- [Given data]:

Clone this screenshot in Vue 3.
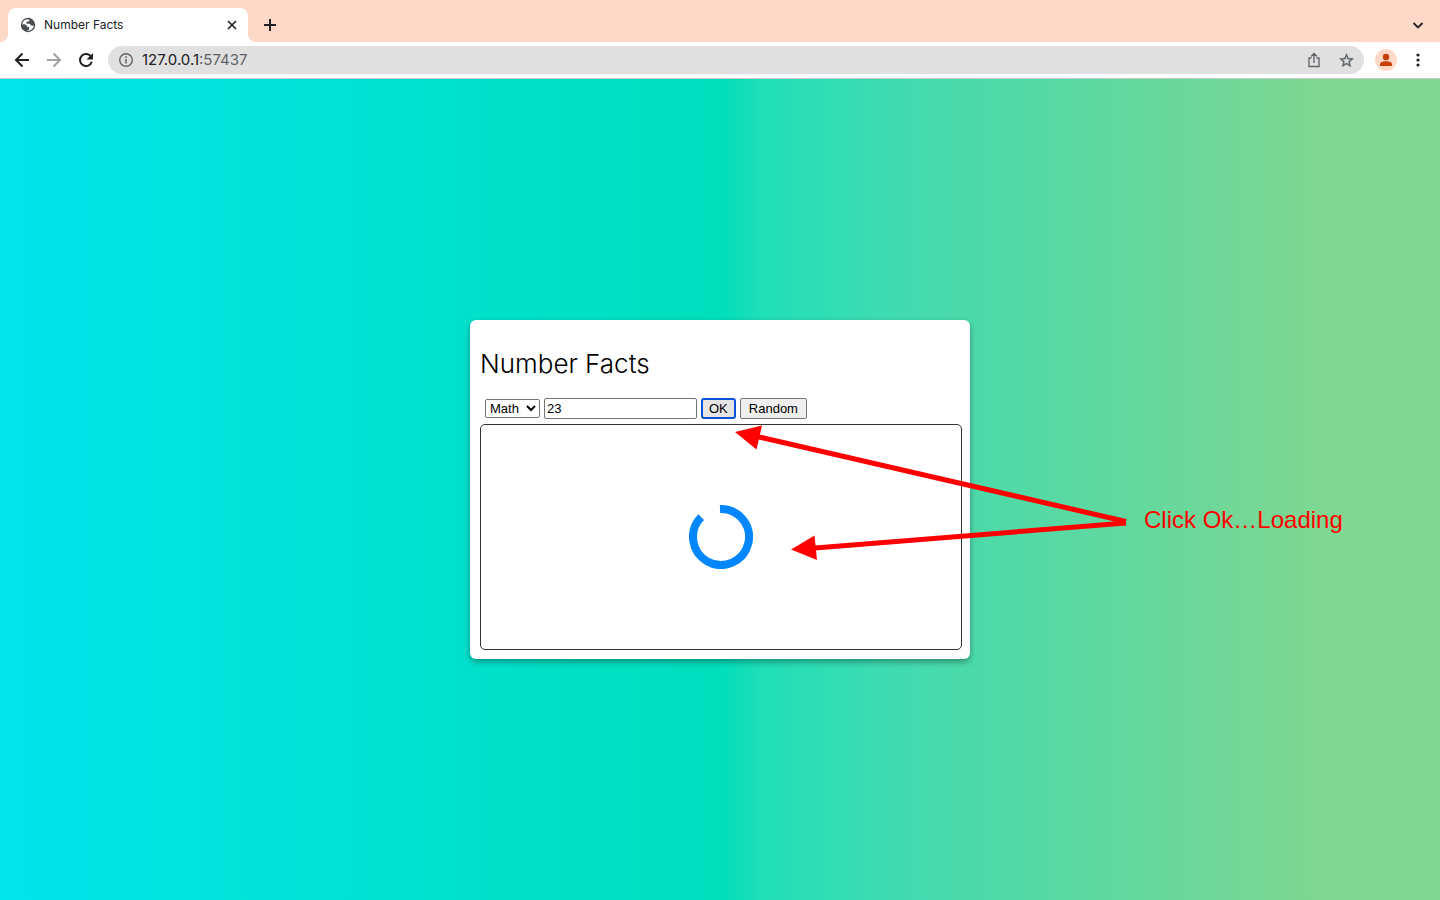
<script setup>
import { ref } from 'vue'

const category = ref('Math')
const number = ref('23')
const address = ref('127.0.0.1:57437')
</script>

<template>
  <div class="browser">
    <header class="tab-strip">
      <div class="tab">
        <svg class="globe" viewBox="0 0 24 24" aria-hidden="true">
          <circle cx="12" cy="12" r="10.800" fill="#4a4d51" />
          <path d="M11 3.500C6.500 4 3.500 7.500 3.300 11.500c2-.7 4.500-.8 6 .5 1 1 .5 2.300 2 2.500 1.500.2 2.300.2 2.300 1.700v2c0 1-1 1.300-2.300 1.300v1.200c5.200 0 9-3.700 9.400-8.400-1.400 1.200-3 1.200-4.500.2-1-.8-.5-2-2-2.300h-3.200c-1 0-1.500-.7-1.500-1.600 0-1.100.8-1.800 1.900-1.800h1.400c.8 0 1.200-.6 1.200-1.400V4z" fill="#fff" />
        </svg>
        <span class="tab-title">Number Facts</span>
        <button class="icon-btn close" aria-label="Close tab">
          <svg viewBox="0 0 12 12" width="12" height="12"><path d="M2 2l8 8M10 2l-8 8" stroke="#202124" stroke-width="1.7" /></svg>
        </button>
      </div>
      <button class="icon-btn new-tab" aria-label="New tab">
        <svg viewBox="0 0 14 14" width="14" height="14"><path d="M7 1v12M1 7h12" stroke="#202124" stroke-width="2" /></svg>
      </button>
      <button class="icon-btn tab-search" aria-label="Search tabs">
        <svg viewBox="0 0 12 12" width="12" height="12"><path d="M1.500 4l4.500 4.500L10.500 4" fill="none" stroke="#202124" stroke-width="1.800" /></svg>
      </button>
    </header>

    <nav class="toolbar">
      <button class="icon-btn" aria-label="Back">
        <svg viewBox="0 0 16 16" width="16" height="16"><path d="M15 8H2.500M8.500 1.500L2 8l6.500 6.500" fill="none" stroke="#202124" stroke-width="2" /></svg>
      </button>
      <button class="icon-btn" aria-label="Forward">
        <svg viewBox="0 0 16 16" width="16" height="16"><path d="M1 8h12.500M7.500 1.500L14 8l-6.500 6.500" fill="none" stroke="#a0a2a5" stroke-width="2" /></svg>
      </button>
      <button class="icon-btn" aria-label="Reload">
        <svg viewBox="0 0 16 16" width="16" height="16">
          <path d="M13.200 5A6 6 0 1 0 13.800 9.700" fill="none" stroke="#202124" stroke-width="2" />
          <path d="M15 1v6.500H8.500z" fill="#202124" />
        </svg>
      </button>
      <div class="omnibox">
        <svg viewBox="0 0 14 14" width="14" height="14" aria-hidden="true">
          <circle cx="7" cy="7" r="6.300" fill="none" stroke="#5f6368" stroke-width="1.400" />
          <path d="M7 6v4.500M7 3.300v1.600" stroke="#5f6368" stroke-width="1.500" />
        </svg>
        <label class="url">
          <span class="url-text" aria-hidden="true">127.0.0.1<span class="port">:57437</span></span>
          <input v-model="address" class="url-input" aria-label="Address" />
        </label>
        <button class="icon-btn" aria-label="Share">
          <svg viewBox="0 0 14 16" width="14" height="16"><path d="M4.500 6H2v8.500h10V6H9.500M7 11V2M4 4.500l3-3 3 3" fill="none" stroke="#5f6368" stroke-width="1.300" /></svg>
        </button>
        <button class="icon-btn" aria-label="Bookmark this page">
          <svg viewBox="0 0 24 24" width="17" height="17"><path fill="#5f6368" stroke="#5f6368" stroke-width=".5" d="M22 9.240l-7.190-.62L12 2 9.190 8.630 2 9.240l5.460 4.730L5.820 21 12 17.270 18.180 21l-1.630-7.030L22 9.240zM12 15.400l-3.760 2.270 1-4.280-3.320-2.880 4.380-.38L12 6.100l1.710 4.040 4.380.38-3.320 2.880 1 4.280L12 15.400z" /></svg>
        </button>
      </div>
      <button class="icon-btn profile" aria-label="Profile">
        <svg viewBox="0 0 14 14" width="14" height="14"><circle cx="7" cy="4" r="3.200" fill="#c93f00" /><path d="M1 13v-1.800C1 9 4.500 8.200 7 8.200s6 .8 6 3V13z" fill="#c93f00" /></svg>
      </button>
      <button class="icon-btn" aria-label="Menu">
        <svg viewBox="0 0 4 14" width="4" height="14" fill="#202124"><circle cx="2" cy="2" r="1.600" /><circle cx="2" cy="7" r="1.600" /><circle cx="2" cy="12" r="1.600" /></svg>
      </button>
    </nav>

    <main class="page">
      <section class="card">
        <h1>Number Facts</h1>
        <form class="controls" @submit.prevent>
          <select v-model="category" aria-label="Category">
            <option>Math</option>
            <option>Trivia</option>
            <option>Date</option>
            <option>Year</option>
          </select>
          <input v-model="number" type="text" aria-label="Number" />
          <button class="ok" type="submit">OK</button>
          <button type="button">Random</button>
        </form>
        <div class="result" role="status" aria-label="Loading">
          <svg viewBox="0 0 64 64" width="64" height="64">
            <path d="M31 4A28 28 0 1 1 12.200 12.200" fill="none" stroke="#0087ff" stroke-width="8" />
          </svg>
        </div>
        <div class="note">
          <svg viewBox="0 0 392 140" width="392" height="140" aria-hidden="true">
            <path d="M22 16.500L391 101.500M80 128L391 103" stroke="#f00" stroke-width="5" fill="none" />
            <path d="M0 12L27 5.500L21.500 29.500zM56 129.500L79.500 115.500L82 140z" fill="#f00" />
          </svg>
          <span>Click Ok…Loading</span>
        </div>
      </section>
    </main>
  </div>
</template>

<style>
body {
  margin: 0;
}
</style>

<style scoped>
.browser {
  display: flex;
  flex-direction: column;
  min-height: 100vh;
  font-family: Inter, "Liberation Sans", sans-serif;
  color: #202124;
}
.icon-btn {
  display: flex;
  align-items: center;
  justify-content: center;
  flex: none;
  width: 20px;
  height: 20px;
  padding: 0;
  border: 0;
  background: none;
}
.tab-strip {
  display: flex;
  align-items: center;
  height: 42px;
  padding: 0 12px 0 8px;
  background: #ffd9c7;
}
.tab {
  position: relative;
  display: flex;
  align-items: center;
  align-self: flex-end;
  box-sizing: border-box;
  width: 240px;
  height: 34px;
  padding: 0 6px 0 12px;
  border-radius: 8px 8px 0 0;
  background: #fff;
}
.tab::before,
.tab::after {
  content: "";
  position: absolute;
  bottom: 0;
  width: 8px;
  height: 8px;
}
.tab::before {
  right: 100%;
  background: radial-gradient(circle at 0 0, #ffd9c7 8px, #fff 8px);
}
.tab::after {
  left: 100%;
  background: radial-gradient(circle at 100% 0, #ffd9c7 8px, #fff 8px);
}
.globe {
  width: 16px;
  height: 16px;
}
.tab-title {
  flex: 1;
  margin-left: 8px;
  padding-bottom: 2px;
  font-size: 12px;
}
.new-tab {
  margin: 8px 0 0 12px;
}
.tab-search {
  margin: 8px 0 0 auto;
}
.toolbar {
  display: flex;
  align-items: center;
  gap: 12px;
  height: 36px;
  padding: 0 12px;
  border-bottom: 1px solid #c9c9c9;
  background: #fff;
}
.omnibox {
  display: flex;
  flex: 1;
  align-items: center;
  gap: 12px;
  height: 28px;
  padding: 0 8px 0 11px;
  border-radius: 14px;
  background: #e0e0e0;
}
.url {
  position: relative;
  flex: 1;
  margin-left: -3px;
  font-size: 15px;
  line-height: 20px;
}
.port {
  color: #5f6368;
}
.url-input {
  position: absolute;
  inset: 0;
  width: 100%;
  padding: 0;
  border: 0;
  background: none;
  color: transparent;
  font: inherit;
}
.profile {
  width: 22px;
  height: 22px;
  margin: 0 -1px;
  border-radius: 50%;
  background: #ffd9c7;
}
.page {
  display: flex;
  flex: 1;
  align-items: center;
  justify-content: center;
  overflow: hidden;
  background: linear-gradient(90deg, #00e5eb 0%, #00dfbc 50%, #20dfb8 53%, #40dbb0 62%, #7dd691 91%, #80d792 100%);
}
.card {
  position: relative;
  box-sizing: border-box;
  width: 500px;
  padding: 10px 8px 9px 10px;
  border-radius: 6px;
  background: #fff;
  box-shadow: 0 3px 6px rgba(0, 0, 0, 0.35);
}
h1 {
  margin: 20px 0;
  color: #000;
  font-family: Inter, sans-serif;
  font-size: 26px;
  font-weight: 300;
  line-height: 28px;
}
.controls {
  display: flex;
  align-items: center;
  gap: 4px;
  padding: 0 5px;
}
.controls select,
.controls input,
.controls button {
  box-sizing: border-box;
  height: 21px;
  margin: 0;
  border: 1px solid #767676;
  border-radius: 2px;
  color: #000;
  font: 13px/15px "Liberation Sans", Arial, sans-serif;
}
.controls select {
  width: 55px;
  height: 19px;
  padding: 0;
  background: #fff;
}
.controls input {
  width: 153px;
  padding: 1px 2px;
}
.controls button {
  padding: 1px 8px;
  background: #efefef;
}
.controls .ok {
  padding: 0 6px;
  border: 2px solid #0a53d6;
  border-radius: 3px;
  background: #e5e5e5;
}
.result {
  display: flex;
  align-items: center;
  justify-content: center;
  box-sizing: border-box;
  height: 226px;
  margin-top: 5px;
  border: 1px solid #333;
  border-radius: 5px;
}
.note {
  position: absolute;
  top: 100px;
  left: 265px;
  display: flex;
  align-items: center;
  gap: 17px;
  color: #f00;
  font: 24px/28px "Liberation Sans", Helvetica, sans-serif;
  white-space: nowrap;
  pointer-events: none;
}
.note span {
  margin-top: 59px;
}
</style>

- [Instructions for the task]:
Search the data above for the string "this" and copy each line that has it.

- [Solution]:
Clone this screenshot in Vue 3.
        <button class="icon-btn" aria-label="Bookmark this page">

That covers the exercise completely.